Slot 2

Distributed memory programming and algorithms
Johannes Langguth, Simula Research Laboratory, Norway

Abstract

Distributed memory computers provide bandwidth, processing, and memory scaling capabilities beyond what can be achieved via coherent shared memory. An important consideration in using distributed memory computers effectively is to keep communication costs low, since processing speeds are outpacing communication rates.

Two important models for programming distributed memory are message passing and RMA (Remote Memory Access). RMA comes in many forms, and benefits from global address space communication, that is generally supported by modern network hardware. RMA is employed in PGAS (Partitioned Global Address Space) models which adds global pointers, and optionally, remote procedure call. These two capabilities play an important role in reducing communication costs, especially for fine grained and irregular communication patterns.

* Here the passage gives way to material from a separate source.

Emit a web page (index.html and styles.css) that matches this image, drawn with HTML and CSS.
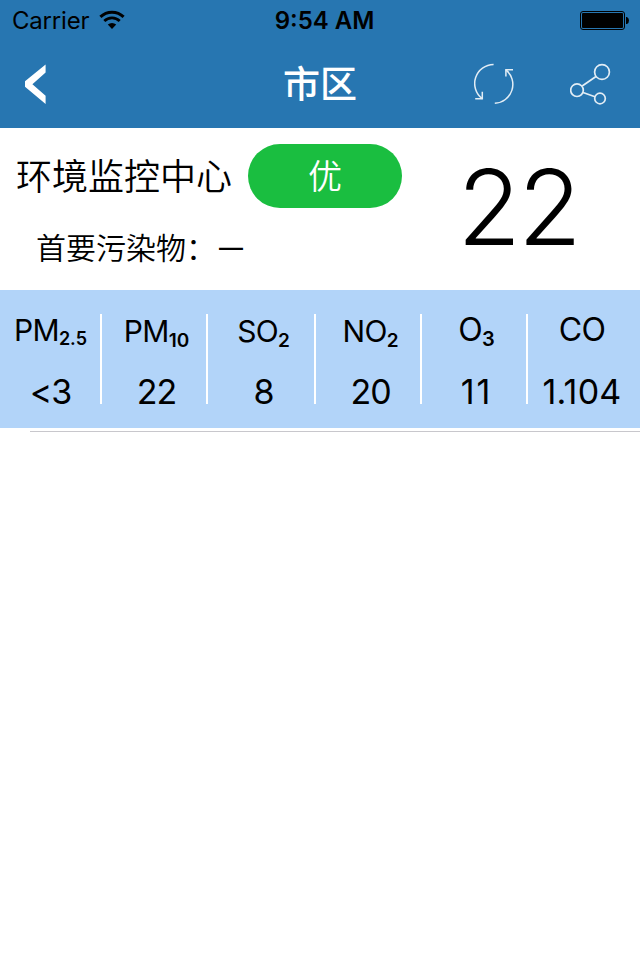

The lectures will cover message passing and PGAS programming via two libraries, respectively, MPI and UPC++. The goal of the lectures is to build a solid grounding in distributed memory programming and the performance tradeoffs in efficient implementation. Algorithmic studies will be presented. Hybrid hierarchical models will also be discussed, which compose distributed memory programming with programming at the node, e.g. multithreading. The emphasis will be on maintaining low communication costs, as opposed to optimizing computational performance, which is another topic for study.

Bio

Johannes Langguth is a research scientist at Simula reseach laboratory, Oslo, Norway. He received his PhD in computer science from the University of Bergen, Norway in 2011, and master degrees in computer science and economics from university of Bonn, Germany. After a postdoctoral appointment at ENS Lyon, France, he joined Simula in 2012. His research focuses on the design of discrete algorithms for irregular problems on parallel heterogeneous architectures such as multi-core CPUs and GPUs, and their applications in scientific computing, graph analytics, machine learning, computational social science, and high-performance codes for cardiac electrophysiology.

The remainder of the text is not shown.